Web page code records
****************************************
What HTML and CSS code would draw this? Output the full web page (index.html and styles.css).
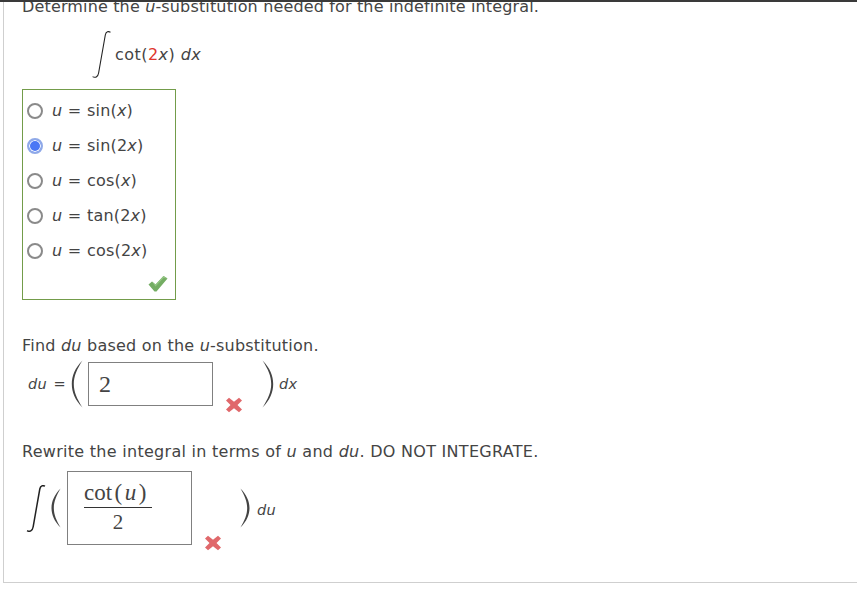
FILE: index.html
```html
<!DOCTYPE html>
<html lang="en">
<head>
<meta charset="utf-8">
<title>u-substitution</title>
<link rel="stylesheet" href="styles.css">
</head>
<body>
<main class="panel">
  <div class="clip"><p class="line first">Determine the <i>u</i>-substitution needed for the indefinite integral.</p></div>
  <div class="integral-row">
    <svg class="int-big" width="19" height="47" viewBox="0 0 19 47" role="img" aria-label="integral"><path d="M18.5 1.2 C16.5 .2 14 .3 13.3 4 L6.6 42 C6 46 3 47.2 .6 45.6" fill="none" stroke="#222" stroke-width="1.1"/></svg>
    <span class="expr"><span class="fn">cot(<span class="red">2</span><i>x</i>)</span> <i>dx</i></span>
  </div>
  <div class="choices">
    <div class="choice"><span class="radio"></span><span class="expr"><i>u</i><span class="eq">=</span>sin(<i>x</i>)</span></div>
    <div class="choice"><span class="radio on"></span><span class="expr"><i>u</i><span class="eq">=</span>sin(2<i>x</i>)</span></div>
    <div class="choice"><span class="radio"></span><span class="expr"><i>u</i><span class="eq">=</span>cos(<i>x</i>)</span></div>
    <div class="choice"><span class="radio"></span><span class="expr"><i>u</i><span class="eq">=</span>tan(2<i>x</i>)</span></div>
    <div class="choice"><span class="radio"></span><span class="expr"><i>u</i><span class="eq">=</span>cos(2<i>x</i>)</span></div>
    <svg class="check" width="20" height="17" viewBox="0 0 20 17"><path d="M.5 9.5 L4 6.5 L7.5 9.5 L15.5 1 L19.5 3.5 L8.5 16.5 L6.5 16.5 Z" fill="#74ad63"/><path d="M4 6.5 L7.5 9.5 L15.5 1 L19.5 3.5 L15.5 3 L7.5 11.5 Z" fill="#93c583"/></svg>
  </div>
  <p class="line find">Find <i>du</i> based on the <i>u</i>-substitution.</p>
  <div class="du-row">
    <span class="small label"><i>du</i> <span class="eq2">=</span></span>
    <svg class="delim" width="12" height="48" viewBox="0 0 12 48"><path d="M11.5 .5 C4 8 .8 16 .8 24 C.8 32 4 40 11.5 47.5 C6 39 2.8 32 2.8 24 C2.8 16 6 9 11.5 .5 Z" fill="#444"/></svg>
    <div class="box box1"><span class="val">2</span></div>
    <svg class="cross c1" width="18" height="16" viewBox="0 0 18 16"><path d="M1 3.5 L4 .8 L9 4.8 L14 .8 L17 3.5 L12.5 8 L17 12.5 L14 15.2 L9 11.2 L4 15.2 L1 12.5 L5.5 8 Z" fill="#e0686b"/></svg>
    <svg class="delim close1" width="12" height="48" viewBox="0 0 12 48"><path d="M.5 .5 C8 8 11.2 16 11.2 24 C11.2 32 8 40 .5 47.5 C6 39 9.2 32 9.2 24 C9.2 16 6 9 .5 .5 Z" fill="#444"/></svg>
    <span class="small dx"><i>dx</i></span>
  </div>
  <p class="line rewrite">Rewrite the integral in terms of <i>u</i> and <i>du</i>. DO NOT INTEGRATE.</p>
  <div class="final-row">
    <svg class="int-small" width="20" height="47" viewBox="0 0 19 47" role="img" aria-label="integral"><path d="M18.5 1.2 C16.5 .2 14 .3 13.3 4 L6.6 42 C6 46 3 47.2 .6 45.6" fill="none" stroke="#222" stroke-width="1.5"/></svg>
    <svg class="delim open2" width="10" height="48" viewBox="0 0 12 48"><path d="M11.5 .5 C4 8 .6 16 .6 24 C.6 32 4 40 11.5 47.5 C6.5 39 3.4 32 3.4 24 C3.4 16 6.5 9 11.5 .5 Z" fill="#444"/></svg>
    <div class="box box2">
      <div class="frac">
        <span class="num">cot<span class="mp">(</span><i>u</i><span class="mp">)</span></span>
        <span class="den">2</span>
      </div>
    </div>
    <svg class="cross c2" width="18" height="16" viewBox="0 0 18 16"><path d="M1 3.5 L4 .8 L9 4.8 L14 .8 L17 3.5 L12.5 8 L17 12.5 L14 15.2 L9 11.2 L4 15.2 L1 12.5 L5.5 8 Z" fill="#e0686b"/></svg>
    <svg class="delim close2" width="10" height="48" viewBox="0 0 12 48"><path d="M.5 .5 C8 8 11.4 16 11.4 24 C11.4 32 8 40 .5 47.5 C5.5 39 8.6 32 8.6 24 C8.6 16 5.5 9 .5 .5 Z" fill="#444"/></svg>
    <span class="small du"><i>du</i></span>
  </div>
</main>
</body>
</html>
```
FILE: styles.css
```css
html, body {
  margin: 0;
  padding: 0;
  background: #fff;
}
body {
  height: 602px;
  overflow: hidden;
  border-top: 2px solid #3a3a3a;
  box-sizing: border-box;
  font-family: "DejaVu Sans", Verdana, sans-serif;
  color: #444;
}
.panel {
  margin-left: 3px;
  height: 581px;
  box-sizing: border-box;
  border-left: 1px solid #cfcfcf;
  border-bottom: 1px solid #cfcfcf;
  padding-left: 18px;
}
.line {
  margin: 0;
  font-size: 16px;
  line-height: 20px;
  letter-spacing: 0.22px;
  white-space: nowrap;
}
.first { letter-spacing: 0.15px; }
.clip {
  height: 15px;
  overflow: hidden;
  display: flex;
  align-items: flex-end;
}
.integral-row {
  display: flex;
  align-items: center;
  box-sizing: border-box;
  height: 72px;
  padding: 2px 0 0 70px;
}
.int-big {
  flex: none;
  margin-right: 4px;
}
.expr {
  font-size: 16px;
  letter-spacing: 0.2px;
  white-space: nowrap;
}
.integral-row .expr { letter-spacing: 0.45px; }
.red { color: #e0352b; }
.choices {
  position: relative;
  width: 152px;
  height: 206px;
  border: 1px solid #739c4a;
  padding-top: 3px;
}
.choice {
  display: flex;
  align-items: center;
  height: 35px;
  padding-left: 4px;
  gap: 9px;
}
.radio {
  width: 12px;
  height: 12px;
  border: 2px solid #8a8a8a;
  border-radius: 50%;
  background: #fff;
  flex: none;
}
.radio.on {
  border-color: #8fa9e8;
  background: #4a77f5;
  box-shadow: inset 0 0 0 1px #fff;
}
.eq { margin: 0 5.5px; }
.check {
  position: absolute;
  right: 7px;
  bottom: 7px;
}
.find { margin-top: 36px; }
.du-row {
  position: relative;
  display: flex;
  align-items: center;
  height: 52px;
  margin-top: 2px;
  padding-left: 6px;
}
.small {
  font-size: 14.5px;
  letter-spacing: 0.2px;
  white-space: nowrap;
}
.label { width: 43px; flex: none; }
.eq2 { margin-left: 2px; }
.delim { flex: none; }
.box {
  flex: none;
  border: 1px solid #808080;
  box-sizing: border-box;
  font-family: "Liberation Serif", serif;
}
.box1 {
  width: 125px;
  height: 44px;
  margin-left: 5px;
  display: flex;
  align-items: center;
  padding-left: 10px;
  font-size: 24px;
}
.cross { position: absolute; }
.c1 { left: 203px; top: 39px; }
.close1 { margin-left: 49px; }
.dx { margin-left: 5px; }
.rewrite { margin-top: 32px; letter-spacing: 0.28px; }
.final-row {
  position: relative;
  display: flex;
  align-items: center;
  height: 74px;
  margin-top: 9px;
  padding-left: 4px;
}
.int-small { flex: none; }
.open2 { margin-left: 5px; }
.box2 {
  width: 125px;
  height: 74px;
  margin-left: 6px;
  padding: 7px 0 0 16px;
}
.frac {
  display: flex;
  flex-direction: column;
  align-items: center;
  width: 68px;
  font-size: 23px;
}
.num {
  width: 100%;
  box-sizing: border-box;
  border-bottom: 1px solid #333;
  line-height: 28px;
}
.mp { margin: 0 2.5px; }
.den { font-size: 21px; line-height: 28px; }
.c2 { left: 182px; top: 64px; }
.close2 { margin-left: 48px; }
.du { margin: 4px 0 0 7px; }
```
****************************************
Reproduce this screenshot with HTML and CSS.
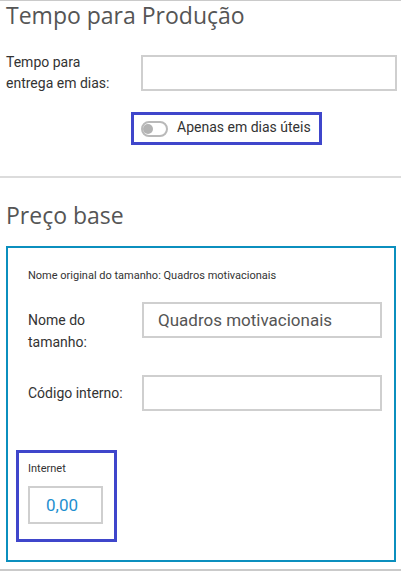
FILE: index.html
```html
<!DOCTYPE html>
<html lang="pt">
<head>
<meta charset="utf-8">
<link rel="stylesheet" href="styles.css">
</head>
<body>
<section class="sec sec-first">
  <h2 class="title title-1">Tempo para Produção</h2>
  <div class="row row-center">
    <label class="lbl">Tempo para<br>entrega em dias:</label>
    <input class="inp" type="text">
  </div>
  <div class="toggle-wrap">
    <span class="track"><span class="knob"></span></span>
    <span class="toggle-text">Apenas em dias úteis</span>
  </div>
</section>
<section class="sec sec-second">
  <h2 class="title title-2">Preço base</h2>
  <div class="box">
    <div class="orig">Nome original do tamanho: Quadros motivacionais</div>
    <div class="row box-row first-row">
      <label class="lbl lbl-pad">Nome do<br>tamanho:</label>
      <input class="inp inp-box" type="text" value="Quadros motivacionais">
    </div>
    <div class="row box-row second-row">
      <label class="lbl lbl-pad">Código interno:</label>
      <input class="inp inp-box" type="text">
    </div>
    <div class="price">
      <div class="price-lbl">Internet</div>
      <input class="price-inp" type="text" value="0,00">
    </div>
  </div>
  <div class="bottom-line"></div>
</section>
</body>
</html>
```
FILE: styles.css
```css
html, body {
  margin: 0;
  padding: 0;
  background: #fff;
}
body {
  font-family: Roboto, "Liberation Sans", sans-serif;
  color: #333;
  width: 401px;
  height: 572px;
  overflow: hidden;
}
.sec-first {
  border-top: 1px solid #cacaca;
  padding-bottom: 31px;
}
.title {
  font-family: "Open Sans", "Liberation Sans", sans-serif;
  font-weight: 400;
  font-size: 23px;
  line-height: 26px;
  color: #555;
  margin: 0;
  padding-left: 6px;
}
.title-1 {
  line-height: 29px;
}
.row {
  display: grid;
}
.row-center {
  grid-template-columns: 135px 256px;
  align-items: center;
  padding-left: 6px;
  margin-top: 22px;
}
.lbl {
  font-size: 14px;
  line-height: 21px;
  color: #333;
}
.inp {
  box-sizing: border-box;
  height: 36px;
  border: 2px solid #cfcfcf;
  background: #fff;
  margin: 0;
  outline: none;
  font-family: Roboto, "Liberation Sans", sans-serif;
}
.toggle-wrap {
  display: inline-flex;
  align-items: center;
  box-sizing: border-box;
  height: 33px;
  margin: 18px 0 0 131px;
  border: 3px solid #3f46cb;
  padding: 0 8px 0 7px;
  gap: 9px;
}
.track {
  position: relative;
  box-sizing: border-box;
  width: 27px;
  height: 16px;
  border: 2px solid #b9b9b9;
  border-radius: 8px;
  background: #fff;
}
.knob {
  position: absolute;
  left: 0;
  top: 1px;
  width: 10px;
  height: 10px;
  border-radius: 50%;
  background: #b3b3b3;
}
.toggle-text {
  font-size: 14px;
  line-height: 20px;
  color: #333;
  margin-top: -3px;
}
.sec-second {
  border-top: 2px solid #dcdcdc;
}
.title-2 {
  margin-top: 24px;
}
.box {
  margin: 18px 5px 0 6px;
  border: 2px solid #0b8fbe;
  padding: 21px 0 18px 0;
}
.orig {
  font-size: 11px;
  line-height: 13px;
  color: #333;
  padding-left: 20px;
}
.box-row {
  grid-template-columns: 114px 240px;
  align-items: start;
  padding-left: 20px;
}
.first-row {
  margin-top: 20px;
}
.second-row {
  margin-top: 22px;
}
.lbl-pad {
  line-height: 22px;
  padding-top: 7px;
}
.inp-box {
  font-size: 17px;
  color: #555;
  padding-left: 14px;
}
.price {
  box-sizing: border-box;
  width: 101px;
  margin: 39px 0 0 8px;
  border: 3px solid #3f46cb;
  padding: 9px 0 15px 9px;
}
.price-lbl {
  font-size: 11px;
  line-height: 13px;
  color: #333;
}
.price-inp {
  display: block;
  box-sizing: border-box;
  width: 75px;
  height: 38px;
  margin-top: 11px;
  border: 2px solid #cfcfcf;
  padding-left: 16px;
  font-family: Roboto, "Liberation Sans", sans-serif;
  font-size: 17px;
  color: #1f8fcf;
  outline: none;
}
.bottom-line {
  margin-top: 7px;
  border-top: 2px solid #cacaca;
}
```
****************************************
Stated goal - Give every line of the material that includes the string "this".

Complete answer -
What HTML and CSS code would draw this? Output the full web page (index.html and styles.css).
Reproduce this screenshot with HTML and CSS.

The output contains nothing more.